Among the fourteen cases the Supreme Court added to its docket today, FCC v. AT&T most caught my attention.  The case asks whether corporations can claim personhood so to qualify for the Freedom of Information Act’s Exemption 7(C), which exempts from mandatory disclosure records collected for law enforcement purposes when such disclosure could “reasonably be expected to constitute an unwarranted invasion of personal privacy.”

The Third Circuit ruled that because the statute defined “person” as an “individual, partnership, corporation, association, or public or private organization other than an agency,” then corporations were entitled to 7(C)’s “personal privacy” exemption.  The FCC’s petition for certiorari, signed by then-Solicitor General Elena Kagan–who will be recused for this case–argued that the Third Circuit’s ruling upset a thirty-five year understanding that the “personal privacy” exemption only applied to individuals.

To bolster their case, the FCC cited then-Professor Scalia’s 1981 testimony before Congress that Exemption 7 did not protect “associational or institutional” privacy from mandatory disclosure upon request.

Although this case will ultimately turn on statutory construction, it still hearkens back to last year’s Citizens United, which established that corporations are legal persons whose independent campaign expenditures cannot be limited under the First Amendment’s free speech protections.

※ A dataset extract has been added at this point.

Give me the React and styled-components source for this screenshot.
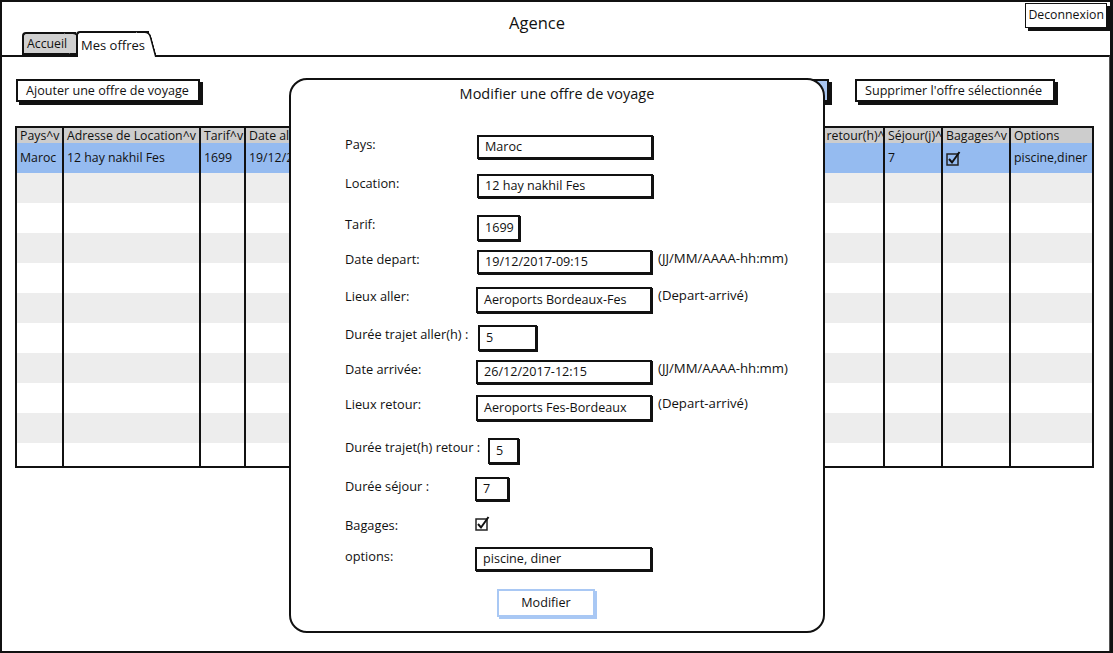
import React from "react";
import styled, { createGlobalStyle } from "styled-components";

const GlobalStyle = createGlobalStyle`
  body {
    margin: 0;
    font-family: "Open Sans", "DejaVu Sans", sans-serif;
    color: #111;
  }
`;

const Window = styled.div`
  position: relative;
  width: 1113px;
  height: 653px;
  box-sizing: border-box;
  border: 2px solid #111;
  border-right-width: 3px;
  display: flex;
  flex-direction: column;
  background: #fff;
  overflow: hidden;
`;

const TopBar = styled.div`
  height: 29px;
  display: flex;
  align-items: flex-start;
`;

const AppTitle = styled.div`
  margin: 11px 0 0 507px;
  font-size: 16.5px;
  line-height: 20px;
`;

const LogoutButton = styled.div`
  margin: 1px 3px 0 auto;
  height: 25px;
  box-sizing: border-box;
  border: 1.5px solid #111;
  box-shadow: 3px 3px 0 #111;
  padding: 0 2px;
  font-size: 12.3px;
  line-height: 22px;
  background: #fff;
`;

const TabRow = styled.div`
  height: 24px;
  display: flex;
  align-items: flex-end;
  padding-left: 20px;
`;

const Tab = styled.div`
  position: relative;
  z-index: 1;
  box-sizing: border-box;
  width: ${(p) => p.$w}px;
  height: ${(p) => (p.$active ? 26 : 23)}px;
  margin-bottom: ${(p) => (p.$active ? -2 : 0)}px;
  border: 2px solid #111;
  border-right: none;
  border-bottom: ${(p) => (p.$active ? "none" : "2px solid #111")};
  border-radius: 4px 0 0 0;
  background: ${(p) => (p.$active ? "#fff" : "#d0d0d0")};
  padding: ${(p) => (p.$active ? "4px 0 0 3px" : "2px 0 0 3px")};
  font-size: ${(p) => (p.$active ? 13 : 12.3)}px;
  line-height: 16px;
  white-space: nowrap;

  &::after {
    content: "";
    position: absolute;
    z-index: -1;
    top: -2px;
    bottom: ${(p) => (p.$active ? 0 : -2)}px;
    right: -8px;
    width: 14px;
    box-sizing: border-box;
    background: ${(p) => (p.$active ? "#fff" : "#d0d0d0")};
    border-top: 2px solid #111;
    border-right: 2px solid #111;
    border-bottom: ${(p) => (p.$active ? "none" : "2px solid #111")};
    border-top-right-radius: 6px;
    transform: skewX(15deg);
    transform-origin: bottom left;
  }
`;

const Panel = styled.div`
  flex: 1;
  border-top: 2px solid #111;
  border-right: 1px solid #555;
  padding: 22px 0 0 14px;
`;

const Toolbar = styled.div`
  display: flex;
  align-items: flex-start;
`;

const ToolButton = styled.div`
  width: ${(p) => p.$w}px;
  margin-left: ${(p) => p.$ml || 0}px;
  height: 23px;
  box-sizing: border-box;
  border: 2px solid #111;
  box-shadow: 3px 3px 0 #111;
  padding: 0 8px;
  font-size: 12.6px;
  line-height: 19px;
  white-space: nowrap;
  overflow: hidden;
  background: ${(p) => (p.$selected ? "#a9c6f1" : "#fff")};
`;

const Table = styled.div`
  margin: 24px 0 0 -1px;
  width: 1079px;
  height: 342px;
  box-sizing: border-box;
  border: 2px solid #111;
  overflow: hidden;
`;

const cols = "45px 137px 45px 95px 135px 95px 95px 119px 100px 58px 68px 83px";

const HeadRow = styled.div`
  display: grid;
  grid-template-columns: ${cols};
  height: 15px;
  background: #cdcdcd;
`;

const Row = styled.div`
  display: grid;
  grid-template-columns: ${cols};
  height: 30px;
  background: ${(p) => (p.$selected ? "#95bbf0" : p.$odd ? "#ededed" : "#fff")};
`;

const Cell = styled.div`
  border-left: ${(p) => (p.$first ? "none" : "2px solid #111")};
  padding: 0 3px;
  overflow: hidden;
  white-space: nowrap;
  font-size: 12.3px;
  line-height: ${(p) => (p.$head ? 15 : 30)}px;
  display: flex;
  align-items: center;
`;

const Dialog = styled.div`
  position: absolute;
  z-index: 5;
  left: 287px;
  top: 76px;
  width: 536px;
  height: 555px;
  box-sizing: border-box;
  border: 2px solid #111;
  border-radius: 18px;
  background: #fff;
  padding: 5px 0 0 54px;
`;

const DialogTitle = styled.div`
  margin-left: -54px;
  text-align: center;
  font-size: 14.5px;
  line-height: 18px;
`;

const Form = styled.div`
  margin-top: 32px;
  display: flex;
  flex-direction: column;
`;

const Field = styled.div`
  display: flex;
  align-items: flex-start;
  height: ${(p) => p.$h}px;
`;

const Label = styled.div`
  width: ${(p) => p.$w}px;
  flex-shrink: 0;
  margin-top: 2px;
  font-size: 12.8px;
  line-height: 14px;
  white-space: nowrap;
`;

const Input = styled.div`
  width: ${(p) => p.$w}px;
  height: ${(p) => p.$ih}px;
  box-sizing: border-box;
  border: 2px solid #111;
  box-shadow: 1px 1px 0 #111;
  padding: 0 6px;
  font-size: 12.6px;
  line-height: ${(p) => p.$ih - 4}px;
  white-space: nowrap;
  overflow: hidden;
`;

const Hint = styled.div`
  margin: 1px 0 0 6px;
  font-size: 13.2px;
  line-height: 14px;
  white-space: nowrap;
`;

const SubmitButton = styled.div`
  margin-left: 152px;
  width: 98px;
  height: 28px;
  box-sizing: border-box;
  border: 2px solid #a9c8f4;
  box-shadow: 2px 2px 0 #a9c8f4;
  text-align: center;
  font-size: 12.6px;
  line-height: 24px;
`;

const CheckBox = () => (
  <svg width="15" height="15" viewBox="0 0 15 15">
    <rect x="1" y="3" width="11" height="11" fill="none" stroke="#222" strokeWidth="1.5" />
    <path d="M3 8 L6 11.5 L13.5 1" fill="none" stroke="#111" strokeWidth="2" />
  </svg>
);

const headers = [
  "Pays^v",
  "Adresse de Location^v",
  "Tarif^v",
  "Date aller^v",
  "Lieux aller^v",
  "Durée aller(h)^v",
  "Date arrivée^v",
  "Lieux retour^v",
  "Durée retour(h)^v",
  "Séjour(j)^v",
  "Bagages^v",
  "Options",
];

const firstRow = [
  "Maroc",
  "12 hay nakhil Fes",
  "1699",
  "19/12/2017-09:15",
  "Aeroports Bordeaux-Fes",
  "5",
  "26/12/2017-12:15",
  "Aeroports Fes-Bordeaux",
  "5",
  "7",
  "check",
  "piscine,diner",
];

const fields = [
  { label: "Pays:", value: "Maroc", w: 176, ih: 24, h: 39, x: 132 },
  { label: "Location:", value: "12 hay nakhil Fes", w: 176, ih: 24, h: 41, x: 132 },
  { label: "Tarif:", value: "1699", w: 43, ih: 26, h: 35, x: 132 },
  { label: "Date depart:", value: "19/12/2017-09:15", w: 175, ih: 24, h: 37, x: 132, hint: "(JJ/MM/AAAA-hh:mm)" },
  { label: "Lieux aller:", value: "Aeroports Bordeaux-Fes", w: 176, ih: 26, h: 38, x: 131, hint: "(Depart-arrivé)" },
  { label: "Durée trajet aller(h) :", value: "5", w: 59, ih: 26, h: 35, x: 133 },
  { label: "Date arrivée:", value: "26/12/2017-12:15", w: 176, ih: 24, h: 35, x: 131, hint: "(JJ/MM/AAAA-hh:mm)" },
  { label: "Lieux retour:", value: "Aeroports Fes-Bordeaux", w: 176, ih: 26, h: 43, x: 131, hint: "(Depart-arrivé)" },
  { label: "Durée trajet(h) retour :", value: "5", w: 31, ih: 26, h: 39, x: 143 },
  { label: "Durée séjour :", value: "7", w: 34, ih: 24, h: 39, x: 130 },
  { label: "Bagages:", check: true, h: 31, x: 130 },
  { label: "options:", value: "piscine, diner", w: 177, ih: 24, h: 42, x: 130 },
];

export default function App() {
  const emptyRows = Array.from({ length: 10 }, (_, i) => i);
  return (
    <>
      <GlobalStyle />
      <Window>
        <TopBar>
          <AppTitle>Agence</AppTitle>
          <LogoutButton>Deconnexion</LogoutButton>
        </TopBar>
        <TabRow>
          <Tab $w={54}>Accueil</Tab>
          <Tab $w={73} $active>Mes offres</Tab>
        </TabRow>
        <Panel>
          <Toolbar>
            <ToolButton $w={184}>Ajouter une offre de voyage</ToolButton>
            <ToolButton $w={200} $ml={429} $selected>
              Modifier l'offre sélectionnée
            </ToolButton>
            <ToolButton $w={200} $ml={26}>
              Supprimer l'offre sélectionnée
            </ToolButton>
          </Toolbar>
          <Table>
            <HeadRow>
              {headers.map((h, i) => (
                <Cell key={h} $head $first={i === 0}>
                  {h}
                </Cell>
              ))}
            </HeadRow>
            <Row $selected>
              {firstRow.map((v, i) => (
                <Cell key={i} $first={i === 0}>
                  {v === "check" ? <CheckBox /> : v}
                </Cell>
              ))}
            </Row>
            {emptyRows.map((r) => (
              <Row key={r} $odd={r % 2 === 0}>
                {headers.map((h, i) => (
                  <Cell key={h} $first={i === 0} />
                ))}
              </Row>
            ))}
          </Table>
        </Panel>

        <Dialog>
          <DialogTitle>Modifier une offre de voyage</DialogTitle>
          <Form>
            {fields.map((f) => (
              <Field key={f.label} $h={f.h}>
                <Label $w={f.x}>{f.label}</Label>
                {f.check ? (
                  <CheckBox />
                ) : (
                  <Input $w={f.w} $ih={f.ih}>
                    {f.value}
                  </Input>
                )}
                {f.hint && <Hint>{f.hint}</Hint>}
              </Field>
            ))}
            <SubmitButton>Modifier</SubmitButton>
          </Form>
        </Dialog>
      </Window>
    </>
  );
}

What makes this case even more interesting is that next Tuesday, the Court will hear argument in NASA v. Nelson, which asks whether a government employee has a right to “informational privacy” that allows him to withhold information in government background checks.  Specifically at issue is whether an employee, once established he has done drugs, may then refuse to disclose if he has obtained treatment for the drug use.  Justice Kagan will also recuse herself in this case.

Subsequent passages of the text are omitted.